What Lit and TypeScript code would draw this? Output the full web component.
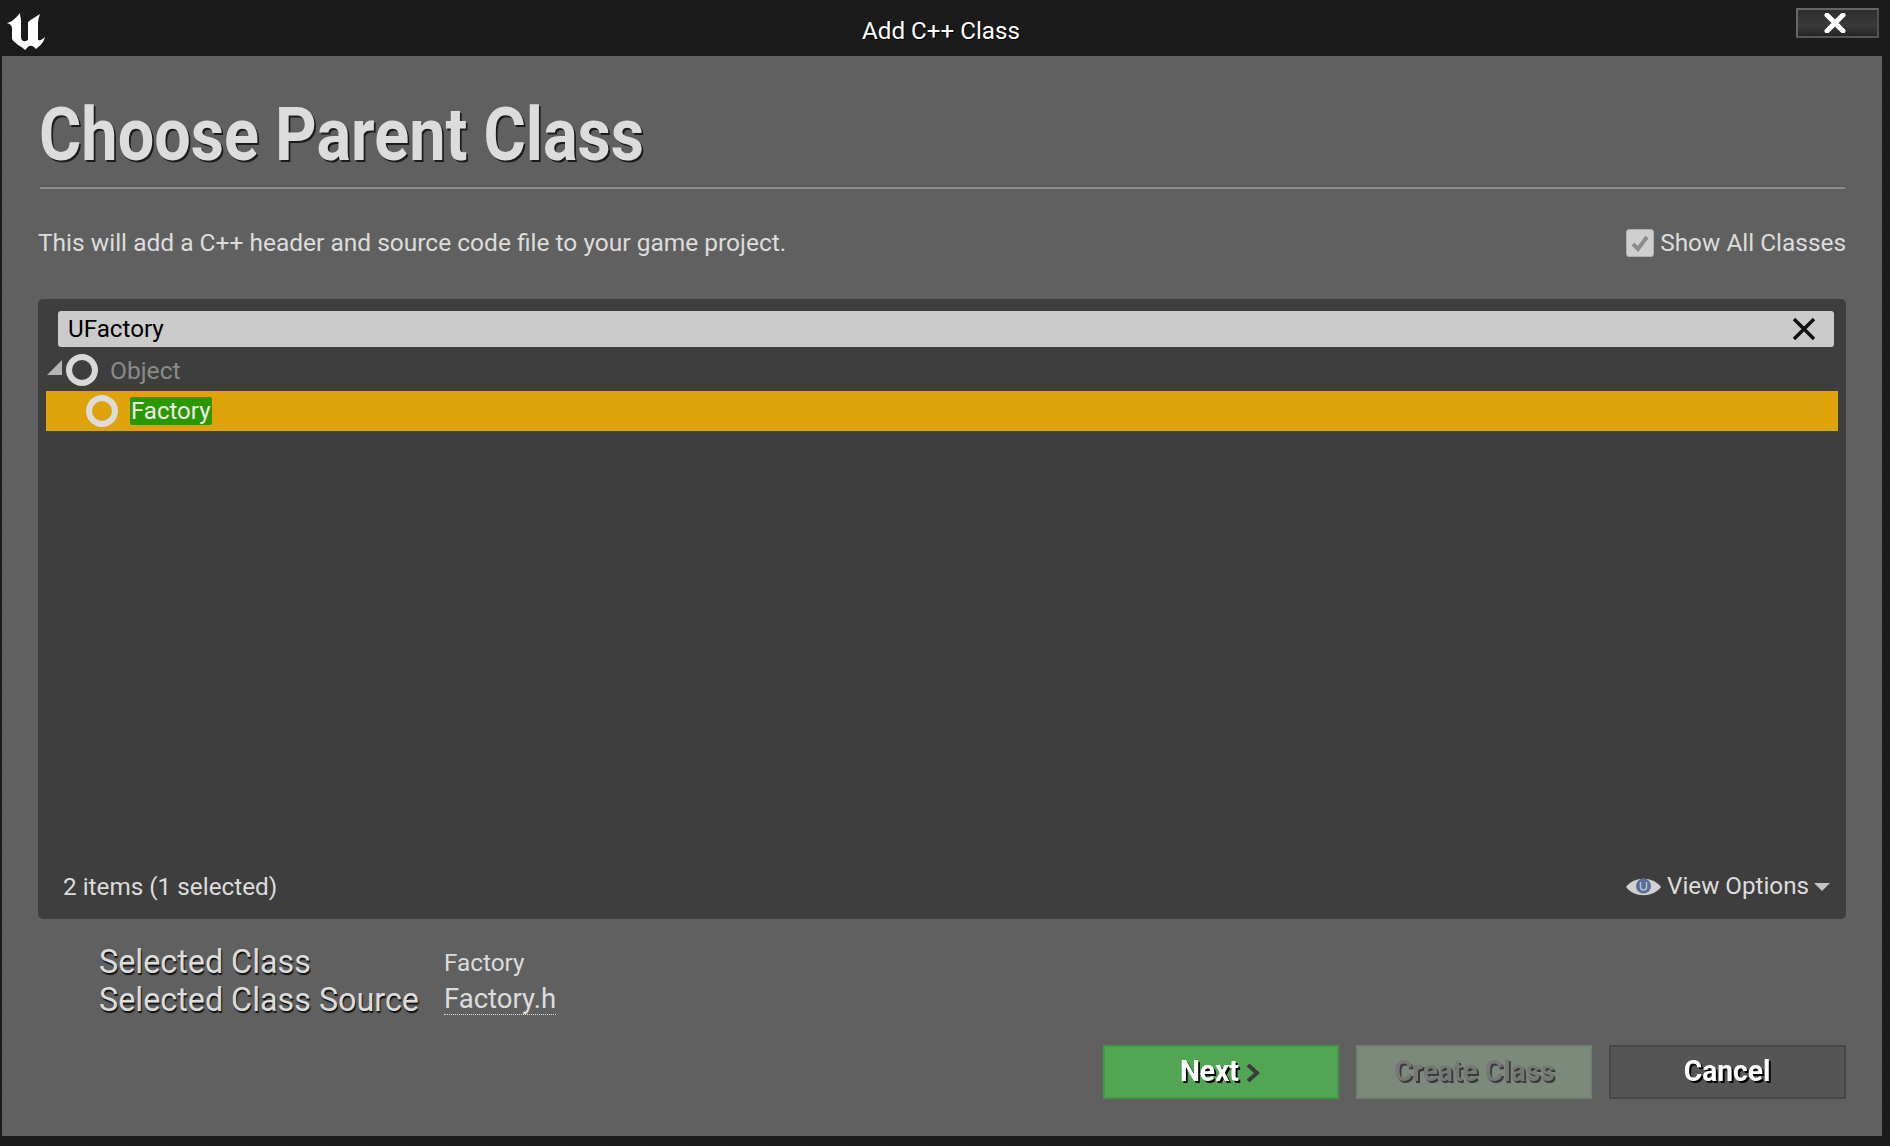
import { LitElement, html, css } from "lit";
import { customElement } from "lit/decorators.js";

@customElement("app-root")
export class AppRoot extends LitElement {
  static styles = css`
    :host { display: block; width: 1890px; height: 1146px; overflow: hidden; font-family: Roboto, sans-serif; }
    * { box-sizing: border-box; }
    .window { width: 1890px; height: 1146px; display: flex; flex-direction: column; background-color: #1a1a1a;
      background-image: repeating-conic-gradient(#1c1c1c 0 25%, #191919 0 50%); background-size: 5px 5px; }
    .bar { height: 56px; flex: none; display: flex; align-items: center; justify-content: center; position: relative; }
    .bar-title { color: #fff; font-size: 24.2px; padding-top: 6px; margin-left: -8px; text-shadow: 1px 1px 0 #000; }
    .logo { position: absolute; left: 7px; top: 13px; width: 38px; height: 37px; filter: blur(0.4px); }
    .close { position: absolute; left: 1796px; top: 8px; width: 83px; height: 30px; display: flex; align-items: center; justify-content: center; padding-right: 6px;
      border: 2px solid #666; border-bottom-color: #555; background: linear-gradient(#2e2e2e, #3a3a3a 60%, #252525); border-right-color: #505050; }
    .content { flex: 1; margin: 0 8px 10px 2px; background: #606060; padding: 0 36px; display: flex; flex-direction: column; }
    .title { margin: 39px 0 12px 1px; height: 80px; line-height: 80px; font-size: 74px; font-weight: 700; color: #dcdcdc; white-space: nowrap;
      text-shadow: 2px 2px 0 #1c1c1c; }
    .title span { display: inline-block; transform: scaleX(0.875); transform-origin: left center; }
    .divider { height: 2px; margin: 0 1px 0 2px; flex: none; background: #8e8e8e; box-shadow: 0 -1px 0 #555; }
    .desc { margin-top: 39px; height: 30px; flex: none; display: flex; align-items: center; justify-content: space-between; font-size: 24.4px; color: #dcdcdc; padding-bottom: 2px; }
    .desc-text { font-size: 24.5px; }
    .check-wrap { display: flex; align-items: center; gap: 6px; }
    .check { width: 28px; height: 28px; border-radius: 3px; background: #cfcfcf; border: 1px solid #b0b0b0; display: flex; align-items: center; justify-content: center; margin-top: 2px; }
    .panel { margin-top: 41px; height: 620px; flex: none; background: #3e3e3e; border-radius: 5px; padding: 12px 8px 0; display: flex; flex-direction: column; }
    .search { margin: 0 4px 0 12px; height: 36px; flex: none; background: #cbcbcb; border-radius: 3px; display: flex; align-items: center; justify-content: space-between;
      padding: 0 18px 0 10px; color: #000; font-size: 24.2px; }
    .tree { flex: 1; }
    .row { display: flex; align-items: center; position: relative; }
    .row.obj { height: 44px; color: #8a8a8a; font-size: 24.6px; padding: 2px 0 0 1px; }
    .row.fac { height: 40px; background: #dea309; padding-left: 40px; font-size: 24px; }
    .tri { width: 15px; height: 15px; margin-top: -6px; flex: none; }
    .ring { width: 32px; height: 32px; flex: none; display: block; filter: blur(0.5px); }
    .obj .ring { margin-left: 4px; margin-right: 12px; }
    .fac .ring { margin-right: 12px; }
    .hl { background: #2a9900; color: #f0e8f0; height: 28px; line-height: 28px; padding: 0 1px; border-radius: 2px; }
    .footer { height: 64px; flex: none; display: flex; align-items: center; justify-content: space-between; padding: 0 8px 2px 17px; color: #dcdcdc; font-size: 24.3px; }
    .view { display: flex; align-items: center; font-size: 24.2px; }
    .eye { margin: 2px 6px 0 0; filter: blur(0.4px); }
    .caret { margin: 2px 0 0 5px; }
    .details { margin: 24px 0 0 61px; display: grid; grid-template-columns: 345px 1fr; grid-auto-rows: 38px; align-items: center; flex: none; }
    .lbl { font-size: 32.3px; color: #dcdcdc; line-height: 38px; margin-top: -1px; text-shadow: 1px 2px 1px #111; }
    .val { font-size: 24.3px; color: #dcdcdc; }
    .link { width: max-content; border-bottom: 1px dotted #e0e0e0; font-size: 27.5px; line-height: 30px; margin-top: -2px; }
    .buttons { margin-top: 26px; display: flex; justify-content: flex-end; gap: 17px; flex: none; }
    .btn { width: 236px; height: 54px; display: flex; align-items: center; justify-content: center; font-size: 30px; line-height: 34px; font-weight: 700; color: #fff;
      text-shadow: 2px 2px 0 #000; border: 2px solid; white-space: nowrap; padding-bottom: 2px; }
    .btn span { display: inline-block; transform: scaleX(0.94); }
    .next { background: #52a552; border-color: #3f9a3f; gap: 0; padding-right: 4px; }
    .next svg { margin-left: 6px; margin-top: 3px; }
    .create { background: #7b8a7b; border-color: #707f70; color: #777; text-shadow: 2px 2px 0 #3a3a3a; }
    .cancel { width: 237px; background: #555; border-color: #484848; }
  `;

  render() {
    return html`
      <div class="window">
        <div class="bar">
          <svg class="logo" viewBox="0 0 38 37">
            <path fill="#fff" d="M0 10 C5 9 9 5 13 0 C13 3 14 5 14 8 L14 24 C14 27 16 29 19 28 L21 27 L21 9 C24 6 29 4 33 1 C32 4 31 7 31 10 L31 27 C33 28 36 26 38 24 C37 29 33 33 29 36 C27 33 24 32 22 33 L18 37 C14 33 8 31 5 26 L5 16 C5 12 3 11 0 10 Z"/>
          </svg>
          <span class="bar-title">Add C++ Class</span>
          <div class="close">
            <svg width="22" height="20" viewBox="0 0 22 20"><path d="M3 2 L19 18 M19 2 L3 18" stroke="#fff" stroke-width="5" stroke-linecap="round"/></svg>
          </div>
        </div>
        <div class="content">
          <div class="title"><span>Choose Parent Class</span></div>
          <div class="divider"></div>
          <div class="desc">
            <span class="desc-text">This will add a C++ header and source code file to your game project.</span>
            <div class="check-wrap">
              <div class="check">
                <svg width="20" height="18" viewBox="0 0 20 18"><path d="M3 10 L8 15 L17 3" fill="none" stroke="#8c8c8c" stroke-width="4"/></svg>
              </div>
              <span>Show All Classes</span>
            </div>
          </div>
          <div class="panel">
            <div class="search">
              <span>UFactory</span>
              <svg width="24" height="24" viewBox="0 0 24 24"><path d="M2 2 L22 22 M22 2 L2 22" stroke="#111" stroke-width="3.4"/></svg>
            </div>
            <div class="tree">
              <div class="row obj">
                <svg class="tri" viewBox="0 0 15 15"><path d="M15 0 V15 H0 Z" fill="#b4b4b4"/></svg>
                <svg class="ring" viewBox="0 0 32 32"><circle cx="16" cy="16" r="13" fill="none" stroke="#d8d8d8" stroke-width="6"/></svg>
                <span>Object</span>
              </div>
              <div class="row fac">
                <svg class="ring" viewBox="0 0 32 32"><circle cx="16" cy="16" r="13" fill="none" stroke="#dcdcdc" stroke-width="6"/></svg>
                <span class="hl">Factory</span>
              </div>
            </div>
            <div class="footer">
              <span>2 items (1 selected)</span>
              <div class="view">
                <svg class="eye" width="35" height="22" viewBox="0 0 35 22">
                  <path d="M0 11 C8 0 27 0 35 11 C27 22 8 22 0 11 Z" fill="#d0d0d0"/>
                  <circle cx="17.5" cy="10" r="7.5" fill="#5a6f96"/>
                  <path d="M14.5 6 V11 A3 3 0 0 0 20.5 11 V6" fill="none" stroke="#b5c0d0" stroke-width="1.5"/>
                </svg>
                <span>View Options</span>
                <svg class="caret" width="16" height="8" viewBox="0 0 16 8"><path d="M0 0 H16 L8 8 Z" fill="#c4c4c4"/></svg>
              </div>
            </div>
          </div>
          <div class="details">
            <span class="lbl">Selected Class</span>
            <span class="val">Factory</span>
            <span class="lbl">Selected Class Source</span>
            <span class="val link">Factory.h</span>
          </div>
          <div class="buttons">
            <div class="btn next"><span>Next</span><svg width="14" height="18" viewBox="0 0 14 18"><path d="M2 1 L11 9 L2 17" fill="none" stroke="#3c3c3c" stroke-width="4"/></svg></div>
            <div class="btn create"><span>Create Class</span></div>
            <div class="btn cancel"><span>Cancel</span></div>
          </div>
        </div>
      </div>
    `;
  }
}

* * * * * * * * *

Instruction
All lines above containing the string "code" are to be collected.

Output for this task
What Lit and TypeScript code would draw this? Output the full web component.
            <span class="desc-text">This will add a C++ header and source code file to your game project.</span>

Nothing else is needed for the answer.